Collected data:
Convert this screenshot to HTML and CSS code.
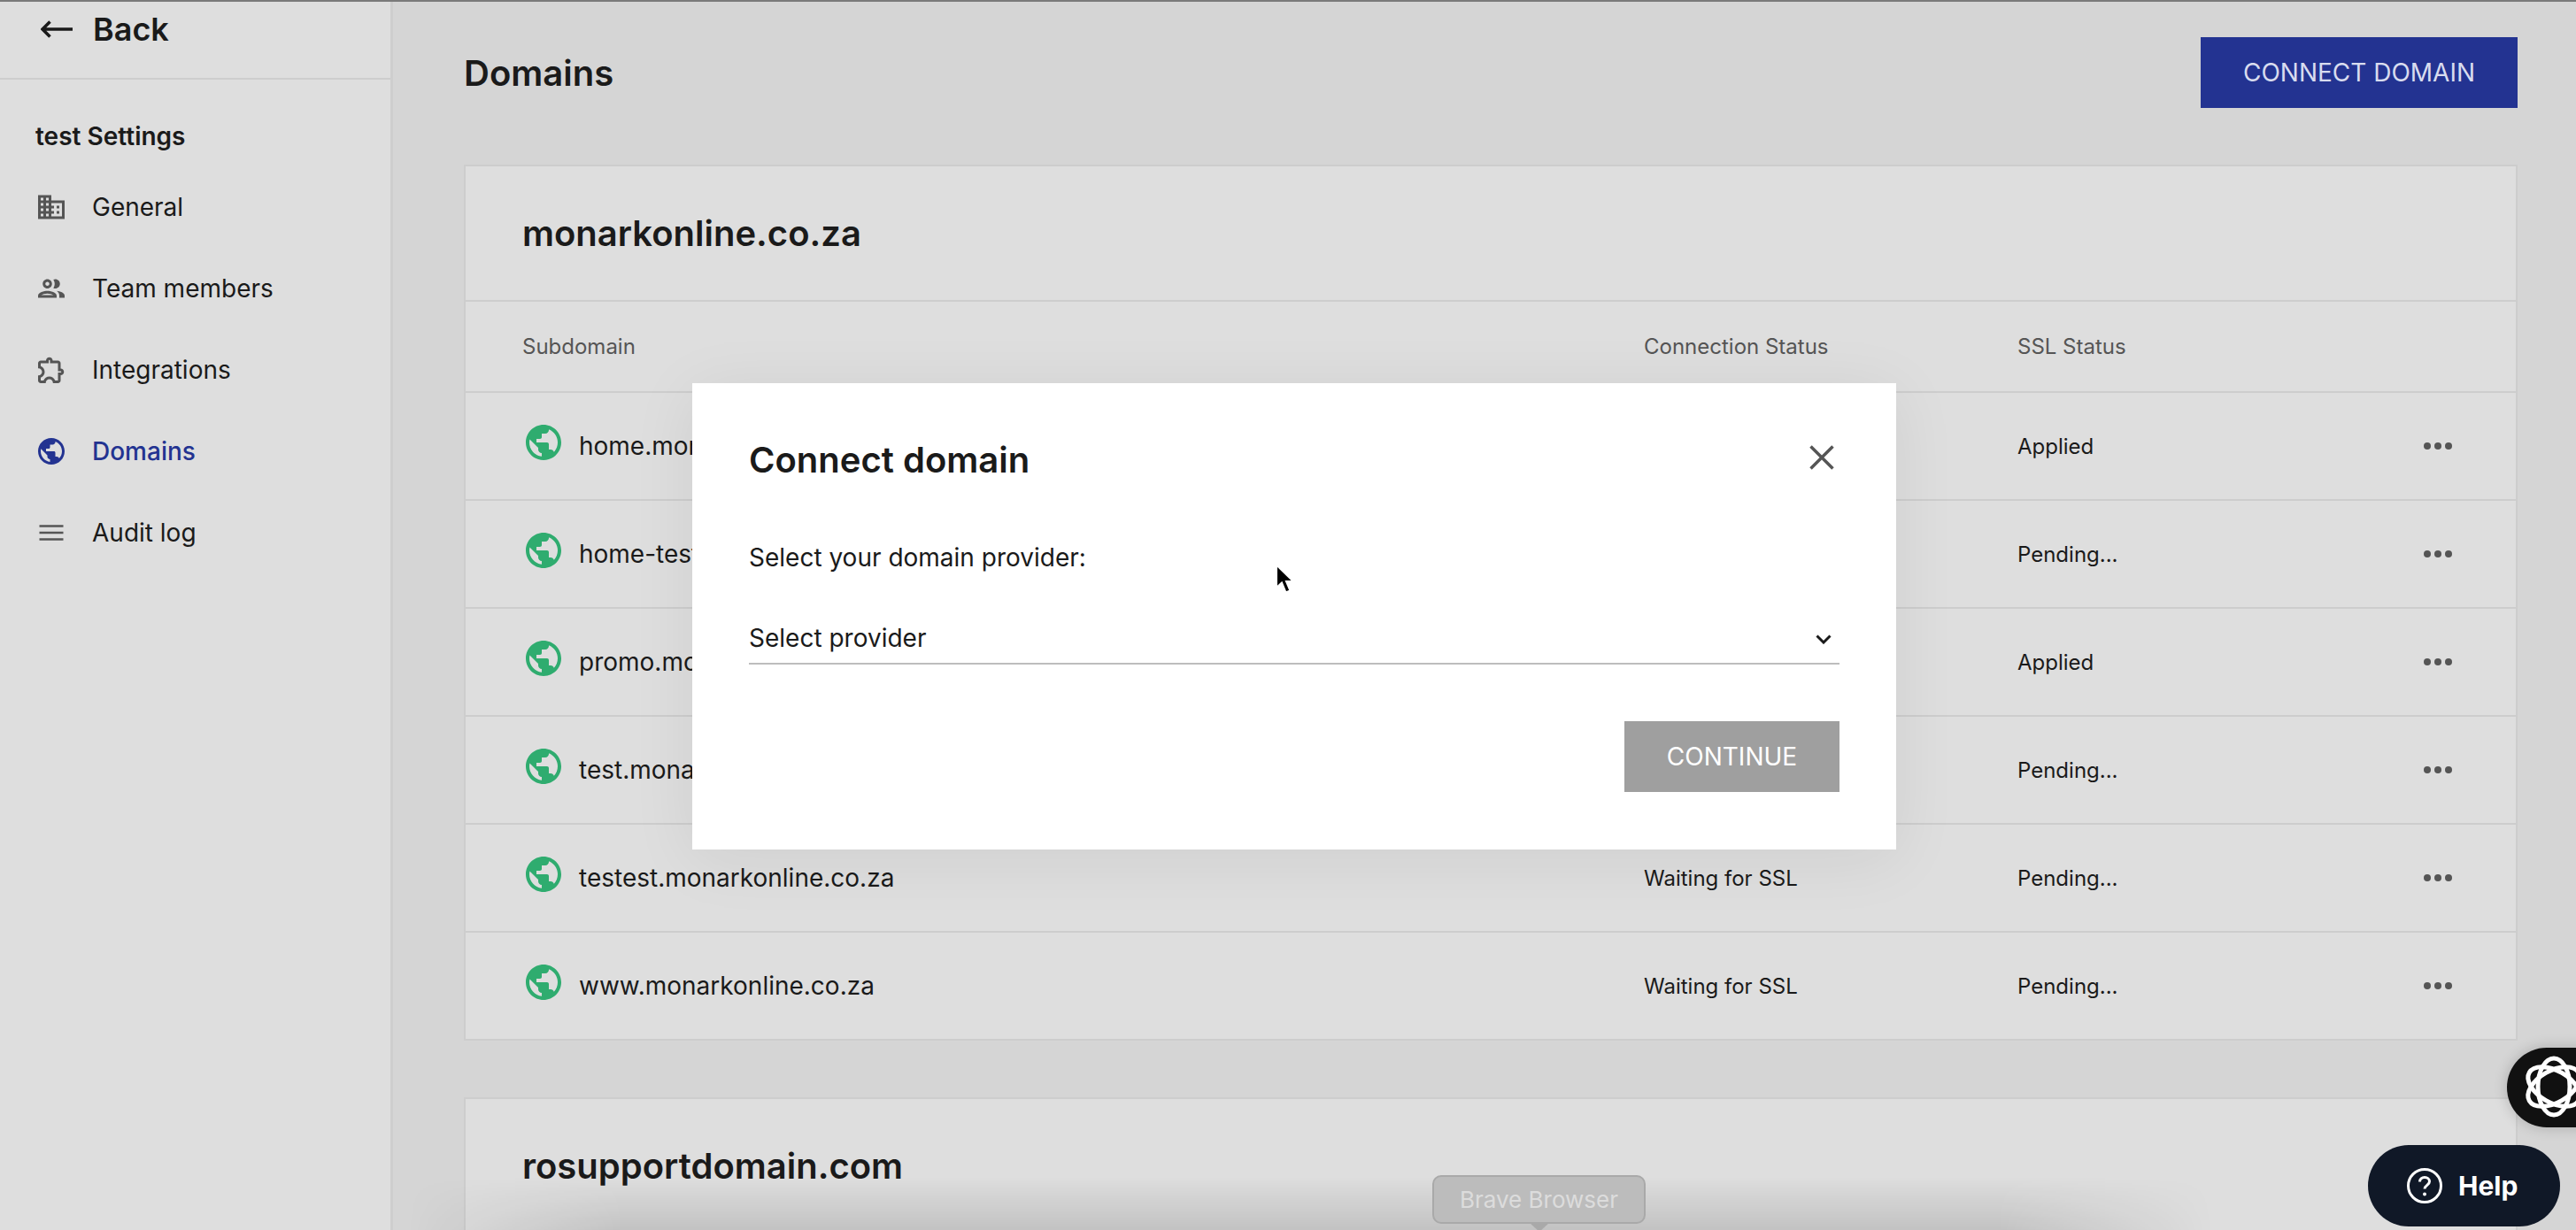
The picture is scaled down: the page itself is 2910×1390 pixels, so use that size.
FILE: index.html
```html
<!DOCTYPE html>
<html lang="en">
<head>
    <meta charset="UTF-8">
    <meta name="viewport" content="width=device-width, initial-scale=1.0">
    <title>Domains</title>
    <link rel="stylesheet" href="styles.css">
</head>
<body>

    <svg class="defs" width="0" height="0">
        <symbol id="globe" viewBox="0 0 24 24">
            <path d="M12 2C6.48 2 2 6.48 2 12s4.48 10 10 10 10-4.48 10-10S17.52 2 12 2zm-1 17.93c-3.95-.49-7-3.85-7-7.93 0-.62.08-1.21.21-1.79L9 15v1c0 1.1.9 2 2 2v1.93zm6.9-2.54c-.26-.81-1-1.39-1.9-1.39h-1v-3c0-.55-.45-1-1-1H8v-2h2c.55 0 1-.45 1-1V7h2c1.1 0 2-.9 2-2v-.41c2.93 1.19 5 4.06 5 7.41 0 2.08-.8 3.97-2.1 5.39z"/>
        </symbol>
    </svg>

    <div class="app">
        <aside class="sidebar">
            <a class="back">
                <svg class="back-icon" viewBox="0 0 36 20"><path d="M36 10H2M10.500 1.500 2 10l8.500 8.500"/></svg>
                <span>Back</span>
            </a>
            <h2 class="side-title">test Settings</h2>
            <nav class="side-nav">
                <a class="nav-item">
                    <svg class="nav-icon" viewBox="0 0 24 24"><path d="M12 7V3H2v18h20V7H12zM6 19H4v-2h2v2zm0-4H4v-2h2v2zm0-4H4V9h2v2zm0-4H4V5h2v2zm4 12H8v-2h2v2zm0-4H8v-2h2v2zm0-4H8V9h2v2zm0-4H8V5h2v2zm10 12h-8v-2h2v-2h-2v-2h2v-2h-2V9h8v10zm-2-8h-2v2h2v-2zm0 4h-2v2h2v-2z"/></svg>
                    General
                </a>
                <a class="nav-item">
                    <svg class="nav-icon" viewBox="0 0 24 24"><path d="M9 13.750c-2.340 0-7 1.170-7 3.500V19h14v-1.750c0-2.330-4.660-3.500-7-3.500zM4.340 17c.84-.58 2.870-1.250 4.660-1.250s3.820.67 4.660 1.250H4.340zM9 12c1.930 0 3.500-1.570 3.500-3.500S10.930 5 9 5 5.500 6.570 5.500 8.500 7.070 12 9 12zm0-5c.83 0 1.500.67 1.500 1.500S9.830 10 9 10s-1.500-.67-1.500-1.500S8.170 7 9 7zm7.040 6.810c1.160.84 1.960 1.960 1.960 3.440V19h4v-1.750c0-2.020-3.500-3.170-5.960-3.440zM15 12c1.930 0 3.500-1.570 3.500-3.500S16.930 5 15 5c-.54 0-1.040.13-1.500.35.63.89 1 1.980 1 3.150s-.37 2.260-1 3.150c.46.22.96.35 1.500.35z"/></svg>
                    Team members
                </a>
                <a class="nav-item">
                    <svg class="nav-icon" viewBox="0 0 24 24"><path d="M10.500 4.500c.28 0 .5.22.5.5v2h6v6h2c.28 0 .5.22.5.5s-.22.5-.5.5h-2v6h-2.120c-.68-1.750-2.390-3-4.380-3s-3.700 1.250-4.380 3H4v-2.120c1.750-.68 3-2.390 3-4.380 0-1.990-1.240-3.700-2.990-4.380L4 7h6V5c0-.28.22-.5.5-.5m0-2C9.120 2.500 8 3.620 8 5H4c-1.100 0-1.990.9-1.990 2v3.800h.29c1.490 0 2.700 1.210 2.700 2.700s-1.210 2.700-2.700 2.700H2V20c0 1.100.9 2 2 2h3.800v-.3c0-1.490 1.210-2.700 2.700-2.700 1.490 0 2.700 1.210 2.700 2.700v.3H17c1.100 0 2-.9 2-2v-4c1.380 0 2.500-1.120 2.500-2.500S20.380 11 19 11V7c0-1.100-.9-2-2-2h-4c0-1.380-1.120-2.500-2.500-2.500z"/></svg>
                    Integrations
                </a>
                <a class="nav-item active">
                    <svg class="nav-icon"><use href="#globe"/></svg>
                    Domains
                </a>
                <a class="nav-item">
                    <svg class="nav-icon" viewBox="0 0 24 24"><path d="M3 17.800h18v-1.600H3v1.600zm0-5h18v-1.600H3v1.600zm0-6.600v1.600h18V6.200H3z"/></svg>
                    Audit log
                </a>
            </nav>
        </aside>

        <main class="main">
            <header class="page-head">
                <h1>Domains</h1>
                <button class="connect-btn">CONNECT DOMAIN</button>
            </header>

            <section class="card">
                <h3 class="card-title">monarkonline.co.za</h3>
                <div class="row row-head">
                    <div class="col-name">Subdomain</div>
                    <div class="col-conn">Connection Status</div>
                    <div class="col-ssl">SSL Status</div>
                </div>
                <div class="row">
                    <div class="col-name"><svg class="row-globe"><use href="#globe"/></svg>home.monarkonline.co.za</div>
                    <div class="col-conn"></div>
                    <div class="col-ssl">Applied</div>
                    <div class="dots"><i></i><i></i><i></i></div>
                </div>
                <div class="row">
                    <div class="col-name"><svg class="row-globe"><use href="#globe"/></svg>home-test.monarkonline.co.za</div>
                    <div class="col-conn"></div>
                    <div class="col-ssl">Pending...</div>
                    <div class="dots"><i></i><i></i><i></i></div>
                </div>
                <div class="row">
                    <div class="col-name"><svg class="row-globe"><use href="#globe"/></svg>promo.monarkonline.co.za</div>
                    <div class="col-conn"></div>
                    <div class="col-ssl">Applied</div>
                    <div class="dots"><i></i><i></i><i></i></div>
                </div>
                <div class="row">
                    <div class="col-name"><svg class="row-globe"><use href="#globe"/></svg>test.monarkonline.co.za</div>
                    <div class="col-conn"></div>
                    <div class="col-ssl">Pending...</div>
                    <div class="dots"><i></i><i></i><i></i></div>
                </div>
                <div class="row">
                    <div class="col-name"><svg class="row-globe"><use href="#globe"/></svg>testest.monarkonline.co.za</div>
                    <div class="col-conn">Waiting for SSL</div>
                    <div class="col-ssl">Pending...</div>
                    <div class="dots"><i></i><i></i><i></i></div>
                </div>
                <div class="row">
                    <div class="col-name"><svg class="row-globe"><use href="#globe"/></svg>www.monarkonline.co.za</div>
                    <div class="col-conn">Waiting for SSL</div>
                    <div class="col-ssl">Pending...</div>
                    <div class="dots"><i></i><i></i><i></i></div>
                </div>
            </section>

            <section class="card">
                <h3 class="card-title">rosupportdomain.com</h3>
            </section>
        </main>
    </div>

    <div class="dock-shade"></div>

    <div class="tooltip">Brave Browser</div>

    <div class="modal">
        <div class="modal-head">
            <h2>Connect domain</h2>
            <svg class="modal-close" viewBox="0 0 28 28"><path d="M1.500 1.500l25 25M26.500 1.500l-25 25"/></svg>
        </div>
        <div class="modal-label">Select your domain provider:</div>
        <div class="select">
            <span>Select provider</span>
            <svg class="select-arrow" viewBox="0 0 18 11"><path d="M1.500 1.500 9 9l7.500-7.500"/></svg>
        </div>
        <div class="modal-foot">
            <button class="continue-btn">CONTINUE</button>
        </div>
    </div>

    <svg class="cursor" viewBox="0 0 22 36"><path d="M2 1.500V27l6-5.500 4.500 11 5-2-4.500-10.500H21z"/></svg>

    <div class="ai-pill">
        <svg class="ai-icon" viewBox="0 0 80 80">
            <ellipse cx="40" cy="40" rx="32" ry="18" transform="rotate(30 40 40)"/>
            <ellipse cx="40" cy="40" rx="32" ry="18" transform="rotate(90 40 40)"/>
            <ellipse cx="40" cy="40" rx="32" ry="18" transform="rotate(150 40 40)"/>
        </svg>
    </div>

    <button class="help-pill">
        <svg class="help-icon" viewBox="0 0 40 40">
            <circle cx="20" cy="20" r="18.500"/>
            <path d="M14.500 15.500c0-3 2.400-5 5.500-5s5.500 2 5.500 4.800c0 4-5.500 4.200-5.500 8.200"/>
            <circle class="help-dot" cx="20" cy="29.500" r="2"/>
        </svg>
        Help
    </button>

</body>
</html>
```

FILE: styles.css
```css
* {
    box-sizing: border-box;
}

html, body {
    margin: 0;
    height: 100%;
    overflow: hidden;
}

body {
    font-family: 'Inter', 'Liberation Sans', sans-serif;
    font-size: 26px;
    color: #1a1a1a;
    background-color: #d5d5d5;
    border-top: 2px solid #7a7a7a;
}

h1, h2, h3 {
    margin: 0;
}

.defs {
    position: absolute;
}

.app {
    display: flex;
    height: 1388px;
}

/* sidebar */
.sidebar {
    width: 444px;
    flex-shrink: 0;
    background-color: #dedede;
    border-right: 3px solid #cecece;
}

.back {
    display: flex;
    align-items: center;
    gap: 23px;
    height: 88px;
    padding: 0 0 24px 46px;
    border-bottom: 2px solid #cdcdcd;
    font-size: 36px;
    font-weight: 600;
}

.back-icon {
    width: 36px;
    height: 20px;
    fill: none;
    stroke: #1a1a1a;
    stroke-width: 3.500;
}

.side-title {
    padding: 47px 0 0 40px;
    font-size: 28px;
    line-height: 34px;
    font-weight: 600;
}

.side-nav {
    margin-top: 17px;
}

.nav-item {
    display: flex;
    align-items: center;
    gap: 28px;
    height: 92px;
    padding-left: 40px;
    font-size: 28px;
}

.nav-icon {
    width: 36px;
    height: 36px;
    fill: #555;
}

.nav-item.active {
    color: #233391;
    font-weight: 500;
}

.nav-item.active .nav-icon {
    fill: #233391;
}

/* main column */
.main {
    flex: 1;
    padding: 40px 66px 0 80px;
}

.page-head {
    display: flex;
    justify-content: space-between;
    align-items: center;
    height: 80px;
    margin-bottom: 64px;
}

.page-head h1 {
    font-size: 40px;
    font-weight: 600;
}

.connect-btn {
    width: 358px;
    height: 80px;
    border: none;
    background-color: #233391;
    color: #d8dcef;
    font-family: inherit;
    font-size: 28px;
}

.card {
    background-color: #dedede;
    border: 2px solid #cdcdcd;
    margin-bottom: 64px;
}

.card-title {
    height: 151px;
    padding: 0 0 0 64px;
    font-size: 40px;
    line-height: 151px;
    font-weight: 600;
}

.row {
    display: flex;
    align-items: center;
    height: 122px;
    border-top: 2px solid #cdcdcd;
    font-size: 24px;
    position: relative;
}

.row-head {
    height: 103px;
    color: #555;
}

.col-name {
    display: flex;
    align-items: center;
    width: 1331px;
    padding-left: 64px;
    font-size: 28px;
}

.row-head .col-name {
    font-size: 24px;
}

.col-conn {
    width: 422px;
}

.row-globe {
    width: 48px;
    height: 48px;
    margin: -8px 16px 0 0;
    flex-shrink: 0;
    fill: #2fac6f;
}

.dots {
    position: absolute;
    right: 72px;
    display: flex;
    gap: 4px;
}

.dots i {
    width: 8px;
    height: 8px;
    border-radius: 50%;
    background-color: #555;
}

/* things lying over the page */
.dock-shade {
    position: absolute;
    left: 460px;
    width: 2040px;
    bottom: 0;
    height: 60px;
    background: linear-gradient(rgba(0, 0, 0, 0), rgba(0, 0, 0, 0.12));
    -webkit-mask-image: linear-gradient(to right, transparent, #000 12%, #000 88%, transparent);
    mask-image: linear-gradient(to right, transparent, #000 12%, #000 88%, transparent);
}

.tooltip {
    position: absolute;
    left: 1618px;
    top: 1328px;
    width: 241px;
    height: 55px;
    border: 2px solid #a9a9a9;
    border-radius: 10px;
    background-color: #bcbcbc;
    color: #dcdcdc;
    font-size: 26px;
    line-height: 51px;
    text-align: center;
}

.tooltip::after {
    content: "";
    position: absolute;
    left: 108px;
    bottom: -11px;
    border-left: 11px solid transparent;
    border-right: 11px solid transparent;
    border-top: 10px solid #a9a9a9;
}

.modal {
    position: absolute;
    left: 782px;
    top: 433px;
    width: 1360px;
    height: 527px;
    padding: 64px;
    background-color: #fff;
    box-shadow: 0 10px 70px rgba(0, 0, 0, 0.07);
}

.modal-head {
    display: flex;
    justify-content: space-between;
    align-items: center;
    height: 48px;
}

.modal-head h2 {
    padding-bottom: 3px;
    font-size: 40px;
    font-weight: 600;
}

.modal-close {
    width: 28px;
    height: 28px;
    margin: -8px 6px 0 0;
    fill: none;
    stroke: #555;
    stroke-width: 3.500;
}

.modal-label {
    margin-top: 67px;
    font-size: 28px;
    line-height: 36px;
}

.select {
    display: flex;
    justify-content: space-between;
    align-items: flex-end;
    height: 66px;
    margin-top: 37px;
    padding-bottom: 10px;
    border-bottom: 2px solid #bdbdbd;
    font-size: 28px;
    line-height: 36px;
}

.select-arrow {
    width: 18px;
    height: 11px;
    margin: 0 9px 11px 0;
    fill: none;
    stroke: #1a1a1a;
    stroke-width: 3;
}

.modal-foot {
    display: flex;
    justify-content: flex-end;
    margin-top: 64px;
}

.continue-btn {
    width: 243px;
    height: 80px;
    border: none;
    background-color: #9f9f9f;
    color: #fff;
    font-family: inherit;
    font-size: 28px;
}

.cursor {
    position: absolute;
    left: 1440px;
    top: 637px;
    width: 22px;
    height: 36px;
    fill: #000;
    stroke: #fff;
    stroke-width: 2;
}

.ai-pill {
    position: absolute;
    left: 2832px;
    top: 1184px;
    width: 120px;
    height: 90px;
    border-radius: 45px 0 0 45px;
    background-color: #111;
    box-shadow: 0 0 16px rgba(0, 0, 0, 0.2);
    padding: 4px 0 0 13px;
}

.ai-icon {
    width: 80px;
    height: 80px;
    fill: none;
    stroke: #fff;
    stroke-width: 5;
}

.help-pill {
    position: absolute;
    left: 2675px;
    top: 1294px;
    width: 217px;
    height: 92px;
    display: flex;
    align-items: center;
    gap: 18px;
    padding: 0 0 0 44px;
    border: none;
    border-radius: 46px;
    background-color: #101827;
    color: #fff;
    font-family: inherit;
    font-size: 30px;
    font-weight: 700;
}

.help-icon {
    width: 40px;
    height: 40px;
    fill: none;
    stroke: #fff;
    stroke-width: 3;
}

.help-dot {
    fill: #fff;
    stroke: none;
}
```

Exercise: Return all lines with the word "page" in them.

Solution for this exercise:
The picture is scaled down: the page itself is 2910×1390 pixels, so use that size.
            <header class="page-head">
.page-head {
.page-head h1 {
/* things lying over the page */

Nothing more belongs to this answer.